Travel back with us to the hot month of June 2010 in Baltimore, Maryland. Commissioner Douglas Nazarian, Chair of the Maryland Public Service Commission (MPSC) is in the hot seat. He is considering whether to approve a proposal from Baltimore Gas and Electric (BGE) to use a 200 million dollar budget granted by the Department of Energy to roll out smart meters across their service territory and to institute a new electricity pricing plan that would rely on the meters.
Smart meters, an upgrade from the traditional analogue electric meters, have been heralded as a key step towards the elusive smart grid. They are designed to facilitate communication between end users and utility companies, to help individuals and communities save on electricity, to help utility companies cut operational costs, and to decrease the risk of costly and life-threatening blackouts during peak summer demands. They are typically considered a win-win-win for electric ratepayers, the utility company, and the environment.
Yet many consumers fear privacy violations, health impacts, and other downsides to deploying this new technology. What will Doug decide? Today’s broadcast features the audio recording and editing work of “Mad Genius” Ed Waisanen, working with Gianna Petito. Gianna is a co-author on this case with Arman Golrokhian (in studio today!) and Geoffrey Burmeister, and the faculty advisor for the case is economist Michael Moore.
Listen in with us for more than just great tracks from Nina Simone and Rod Lee about Baltimore, but also for Doug’s reflections on his decision making, as well as conversations with Paula Carmody of the People’s Council for Maryland, who represented the interests of ratepayers in that turning point for a town with a lot of governance challenges. A final subject, Kim Curry, is an attorney in the General Council office for BGE, and she emphasizes the need for the company to profitably provide electricity to ratepayers. Discover firsthand how each actor played roles and perceived Doug and his commission’s decision first to block the proposal, then to accept a modified version that took into account key ratepayer concerns.

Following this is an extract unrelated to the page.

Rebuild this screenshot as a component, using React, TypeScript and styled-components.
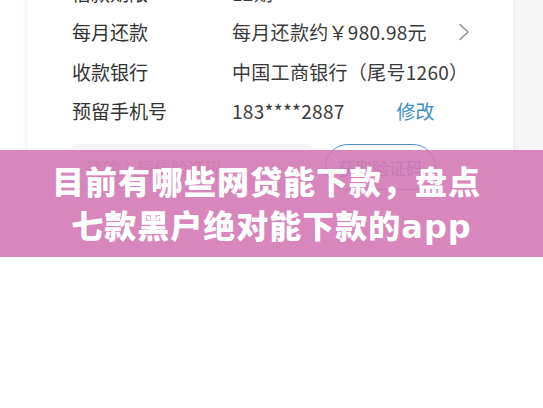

With this blogcast we are showcasing the audio component of this Michigan Sustainability Case, one in a series of new approaches to case based teaching and learning that use audio and visual imagery alongside text and engaged teaching techniques to expand the appeal and traction of sustainability science beyond traditional learning methods, and beyond classrooms into civic, commercial, and community contexts.
While this case narrative evokes the 2010 as the present, the podcast continues beyond this decision-point, allowing the actors involved to reflect on the events of the past in light of the present and vice versa, in effect updating the case, and inviting users to enter the learning platform as both learners and contributors to what is an updatable, dynamic case for forward learning on this topic.